Dies soll jedoch kein Plädoyer für ein erweitertes Personentableau in der außenpolitischen Berichterstattung sein. Häufig verdeckt nämlich die personenfixierte Berichterstattung die eigentlichen dahinterliegenden Interessenkonflikte. Es wäre beispielsweise wenig sinnvoll, wenn nun neben Donald Trump auch noch John McCain in die deutsche Medienerzählung eingeführt wird, der als wichtiger republikanischer Senator für einen wesentlich härteren Umgang mit Russland steht. Dann hätte man nur wieder die Erzählung eines Kampfes von zwei Personen um die Macht. Wichtig wäre es vielmehr, die Lager und ihre dahinterstehenden Interessen zu beschreiben.
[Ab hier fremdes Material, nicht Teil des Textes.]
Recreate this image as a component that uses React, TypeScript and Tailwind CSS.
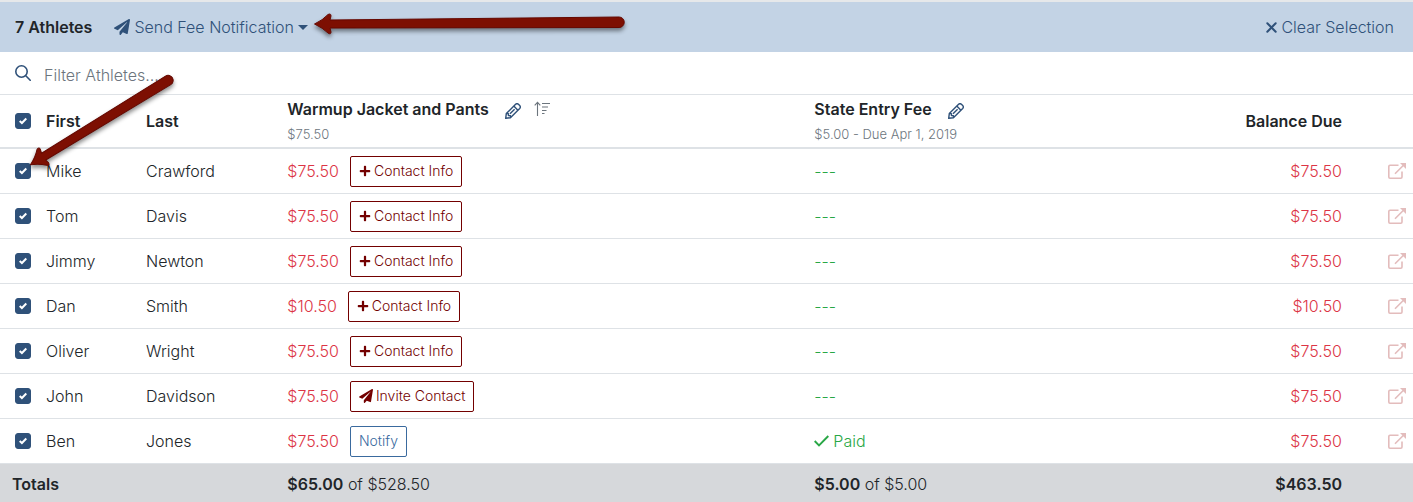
import { useState } from "react";
import { FaPaperPlane, FaPlus } from "react-icons/fa";

type ContactAction = "add" | "invite" | "notify";

interface Athlete {
  first: string;
  last: string;
  jacket: string;
  action: ContactAction;
  entryPaid: boolean;
  balance: string;
}

const ATHLETES: Athlete[] = [
  { first: "Mike", last: "Crawford", jacket: "$75.50", action: "add", entryPaid: false, balance: "$75.50" },
  { first: "Tom", last: "Davis", jacket: "$75.50", action: "add", entryPaid: false, balance: "$75.50" },
  { first: "Jimmy", last: "Newton", jacket: "$75.50", action: "add", entryPaid: false, balance: "$75.50" },
  { first: "Dan", last: "Smith", jacket: "$10.50", action: "add", entryPaid: false, balance: "$10.50" },
  { first: "Oliver", last: "Wright", jacket: "$75.50", action: "add", entryPaid: false, balance: "$75.50" },
  { first: "John", last: "Davidson", jacket: "$75.50", action: "invite", entryPaid: false, balance: "$75.50" },
  { first: "Ben", last: "Jones", jacket: "$75.50", action: "notify", entryPaid: true, balance: "$75.50" },
];

function SearchIcon() {
  return (
    <svg className="size-4 shrink-0 text-[#2f5179]" viewBox="0 0 16 16" fill="none" stroke="currentColor" strokeWidth="1.6" strokeLinecap="round" aria-hidden="true">
      <circle cx="6.5" cy="6.5" r="5.7" />
      <path d="M10.8 10.8 15.2 15.2" />
    </svg>
  );
}

function PencilIcon() {
  return (
    <svg className="size-4" viewBox="0 0 16 16" fill="none" stroke="currentColor" strokeWidth="1.4" strokeLinejoin="round" aria-hidden="true">
      <path d="M.7 15.3 1.3 10.6 10.6 1.3Q12 0 13.4 1.3L14.7 2.6Q16 4 14.7 5.4L5.4 14.7Z" />
      <path d="M8.8 3.1 12.9 7.2M1.3 10.6H3.4V12.6H5.4V14.7M5 10.8 9.6 6.2" />
    </svg>
  );
}

function SortIcon() {
  return (
    <svg className="h-4 w-4" viewBox="0 0 16 16" fill="none" stroke="currentColor" strokeWidth="1.1" aria-hidden="true">
      <path d="M3.5 15V1.5M.7 4.3 3.5 1.3 6.3 4.3M8 2.500H16M8 6H14M8 9.500H12.500M8 12.500H10.500" />
    </svg>
  );
}

function OpenIcon() {
  return (
    <svg className="h-4 w-[18px]" viewBox="0 0 18 16" fill="none" stroke="currentColor" strokeWidth="1.6" aria-hidden="true">
      <path d="M10.5 2.2H2Q.8 2.2.8 3.4V14Q.8 15.2 2 15.2H12.8Q14 15.2 14 14V8.5" />
      <path d="M7 10.8 16 1.8" />
      <path d="M12 0H18V6Z" fill="currentColor" stroke="none" />
    </svg>
  );
}

function CrossIcon() {
  return (
    <svg className="size-[11px]" viewBox="0 0 11 11" fill="none" stroke="currentColor" strokeWidth="2" strokeLinecap="round" aria-hidden="true">
      <path d="M1.3 1.3 9.7 9.7M9.7 1.3 1.3 9.7" />
    </svg>
  );
}

function PaidIcon() {
  return (
    <svg className="h-3 w-[15px]" viewBox="0 0 15 12" fill="none" stroke="currentColor" strokeWidth="1.9" aria-hidden="true">
      <path d="M.7 6 5 10.3 14.3 1" />
    </svg>
  );
}

function Tick({ label, checked, onChange }: { label: string; checked: boolean; onChange: () => void }) {
  return (
    <label className="grid size-4 cursor-pointer">
      <input
        type="checkbox"
        aria-label={label}
        checked={checked}
        onChange={onChange}
        className="peer col-start-1 row-start-1 size-4 cursor-pointer appearance-none rounded-[3px] border border-[#adb5bd] bg-white checked:border-[#2f5179] checked:bg-[#2f5179]"
      />
      <svg className="pointer-events-none invisible col-start-1 row-start-1 size-2 place-self-center text-white peer-checked:visible" viewBox="0 0 8 8" fill="none" stroke="currentColor" strokeWidth="2" aria-hidden="true">
        <path d="M.7 4 2.9 6 7.3 1.5" />
      </svg>
    </label>
  );
}

function ActionButton({ action }: { action: ContactAction }) {
  if (action === "notify") {
    return (
      <button type="button" className="h-[31px] rounded-xs border border-[#3a6a9e] px-2 text-sm font-light text-[#3a6a9e]">
        Notify
      </button>
    );
  }
  return (
    <button type="button" className="flex h-[31px] items-center gap-[3px] rounded-xs border border-[#730000] px-2 text-sm font-light text-[#730000]">
      {action === "add" ? <FaPlus className="size-3" /> : <FaPaperPlane className="size-3.5" />}
      {action === "add" ? "Contact Info" : "Invite Contact"}
    </button>
  );
}

function CalloutArrows() {
  return (
    <svg className="pointer-events-none absolute inset-0 size-full drop-shadow-[0_3px_2px_rgba(0,0,0,0.45)]" fill="#7d0f02" stroke="#650800" strokeLinejoin="round" aria-hidden="true">
      <path transform="translate(314 24)" d="M.5 0Q9-4 14-9.500Q17-11 17-8L16-4 305-7A5 5 0 0 1 305 3.500L16 4 17 8Q17 11 14 9Q9 4 .5 0Z" />
      <path transform="translate(30 165) rotate(-31.500)" d="M.5 0Q9-4 14-9.500Q17-11 17-8L16-4 162-5A5 5 0 0 1 162 5L16 4 17 8Q17 11 14 9Q9 4 .5 0Z" />
    </svg>
  );
}

export default function App() {
  const [selected, setSelected] = useState<boolean[]>(ATHLETES.map(() => true));
  const [filter, setFilter] = useState("");

  const count = selected.filter(Boolean).length;
  const allSelected = count === ATHLETES.length;

  const toggle = (index: number) => setSelected(selected.map((on, i) => (i === index ? !on : on)));
  const setAll = (on: boolean) => setSelected(ATHLETES.map(() => on));

  return (
    <div className="relative w-full overflow-hidden bg-white font-[Inter,sans-serif] text-base font-[350] text-[#212529]">
      {/* Selection bar */}
      <div className="flex h-[52px] items-center border-t-2 border-[#e6e8ea] bg-[#c3d3e5] pr-[19px] pl-[15px]">
        <span className="font-semibold">{count} Athletes</span>
        <button type="button" className="ml-[22px] flex items-center gap-1 text-[#2f5179]">
          <FaPaperPlane className="size-4" />
          Send Fee Notification
          <span className="border-x-[5px] border-t-[5px] border-x-transparent border-t-current" />
        </button>
        <button type="button" onClick={() => setAll(false)} className="ml-auto flex items-center gap-1 text-[#2f5179]">
          <CrossIcon />
          Clear Selection
        </button>
      </div>

      {/* Filter */}
      <label className="flex h-[43px] items-center gap-[13px] border-b border-[#dee2e6] px-[15px]">
        <SearchIcon />
        <input
          type="text"
          aria-label="Filter Athletes"
          placeholder="Filter Athletes..."
          value={filter}
          onChange={(e) => setFilter(e.target.value)}
          className="mt-1 grow outline-none placeholder:text-[#6c757d]"
        />
      </label>

      <table className="w-full table-fixed border-separate border-spacing-0 text-left">
        <colgroup>
          <col className="w-[34px]" />
          <col className="w-[100px]" />
          <col className="w-[10%]" />
          <col className="w-[37.3%]" />
          <col />
          <col className="w-[12%]" />
          <col className="w-[59px]" />
        </colgroup>
        <thead>
          <tr className="h-[54px] *:border-b-2 *:border-[#dee2e6] *:font-semibold">
            <th className="pl-[15px]">
              <Tick label="Select all athletes" checked={allSelected} onChange={() => setAll(!allSelected)} />
            </th>
            <th className="px-3">First</th>
            <th className="px-3">Last</th>
            <th className="px-3 pt-px">
              <div className="flex items-center">
                Warmup Jacket and Pants
                <button type="button" aria-label="Edit Warmup Jacket and Pants" className="mt-1 ml-4 text-[#2f5179]">
                  <PencilIcon />
                </button>
                <button type="button" aria-label="Sort by Warmup Jacket and Pants" className="ml-[13px] text-[#6c757d]">
                  <SortIcon />
                </button>
              </div>
              <div className="pt-px text-[13px] leading-6 font-light text-[#6c757d]">$75.50</div>
            </th>
            <th className="px-3 pt-px">
              <div className="flex items-center">
                State Entry Fee
                <button type="button" aria-label="Edit State Entry Fee" className="mt-1 ml-4 text-[#2f5179]">
                  <PencilIcon />
                </button>
              </div>
              <div className="pt-px text-[13px] leading-6 font-light text-[#6c757d]">$5.00 - Due Apr 1, 2019</div>
            </th>
            <th className="px-3 text-right">Balance Due</th>
            <th />
          </tr>
        </thead>
        <tbody>
          {ATHLETES.map((athlete, i) =>
            `${athlete.first} ${athlete.last}`.toLowerCase().includes(filter.toLowerCase()) ? (
              <tr key={athlete.last} className="h-[45px] *:border-b *:border-[#dee2e6]">
                <td className="pl-[15px]">
                  <Tick label={`Select ${athlete.first} ${athlete.last}`} checked={selected[i]} onChange={() => toggle(i)} />
                </td>
                <td className="px-3">{athlete.first}</td>
                <td className="px-3">{athlete.last}</td>
                <td className="px-3">
                  <div className="flex items-center gap-[11px]">
                    <span className="text-[#dc3545]">{athlete.jacket}</span>
                    <ActionButton action={athlete.action} />
                  </div>
                </td>
                <td className="px-3 text-[#28a745]">
                  {athlete.entryPaid ? (
                    <span className="flex items-center gap-1">
                      <PaidIcon />
                      Paid
                    </span>
                  ) : (
                    "---"
                  )}
                </td>
                <td className="px-3 text-right text-[#dc3545]">{athlete.balance}</td>
                <td className="pr-[7px]">
                  <a href="#" aria-label={`Open ${athlete.first} ${athlete.last}`} className="flex justify-end text-[#e3bcbc]">
                    <OpenIcon />
                  </a>
                </td>
              </tr>
            ) : null,
          )}
        </tbody>
        <tfoot>
          <tr className="h-10 bg-[#d6d8db]">
            <th colSpan={3} className="px-3 font-semibold">
              Totals
            </th>
            <td className="px-3">
              <b className="font-semibold">$65.00</b> of $528.50
            </td>
            <td className="px-3">
              <b className="font-semibold">$5.00</b> of $5.00
            </td>
            <td className="px-3 text-right font-semibold">$463.50</td>
            <td />
          </tr>
        </tfoot>
      </table>

      <CalloutArrows />
    </div>
  );
}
Was ist das Problem der USA im Umgang mit Russland? Wer profitiert davon, wenn Russland als Bedrohung dargestellt wird (doch nicht etwa die amerikanische Rüstungsindustrie)? Braucht man Russland auch als Bedrohung um die europäischen Länder als Verteidigungsbündnis an Amerika zu binden und damit Einfluss auf die Politik der Europäer zu haben? Jedoch kann es auch andere Positionen innerhalb der amerikanischen Regierung geben, die sich vielleicht folgende Fragen stellen: Wenn Russland weiter der Feind bleibt, wird es sich dann China zuwenden? Wäre es nicht sinnvoller, diese Allianz zu verhindern, wenn man China als aufstrebende Weltmacht wahrnimmt?
Solche Fragen könnte man in den Medien stellen und so versuchen, die hinter den Personen liegenden Interessen aufzudecken. Der Nachteil wäre: Dann wäre die Berichterstattung über die tagesaktuelle Politik, über die nächste durchs Dorf getriebene Sau allerdings nicht mehr so interessant und spannend.